On July 4, 1992, fifteen years after it was published, Leary inscribed a copy of Neuropolitics, his most political book, to Vaclav Havel, to acknowledge the success of the Velvet Revolution that catapulted Havel to the presidency of his country.
"Let everything hang open. Let government be totally visible. The last, the very last, people to hide their actions should be the police and government."
Why this book wasn't sent to Havel at the time it was inscribed is a mystery. We know Leary passed it on to a friend who, some twelve years after Tim's death, passed it on to someone else. That owner intended to personally bring it to Havel, and arrangements were begun, but there were delays, and Havel passed away before the book could be delivered.
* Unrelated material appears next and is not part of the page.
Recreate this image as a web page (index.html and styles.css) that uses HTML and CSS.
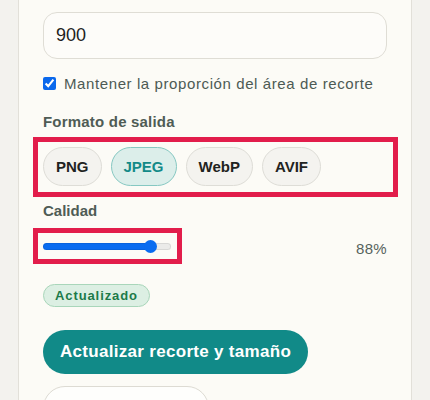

This inscribed copy of Neuropolitics links two dissident writers who were vilified and imprisoned by the political regimes they opposed. One fought for freedom to change one's consciousness, the other for the right of citizens to live free from state control. The mantra, "Think For Yourself. Question Authority," which was the central message of their lives, is embedded in this unique artifact.
Leary and Havel both survived their years in prison. Havel went on to become president of his country, and honored throughout the West; Leary remained an outsider to the mainstream culture, but became an intellectual force in the emergent cyberculture.
"The control people realize that a highly technological society requires total cooperation and docile obedience of the citizenry. One dissident electronic-media expert, one libertarian psychologist can jam the system. I did it here. Sakharov is doing it in Russia. Only by understanding the principles and techniques involved can one avoid being computerized and conditioned. This is, of course, why I am the prototype Sci-Fi prisoner in America."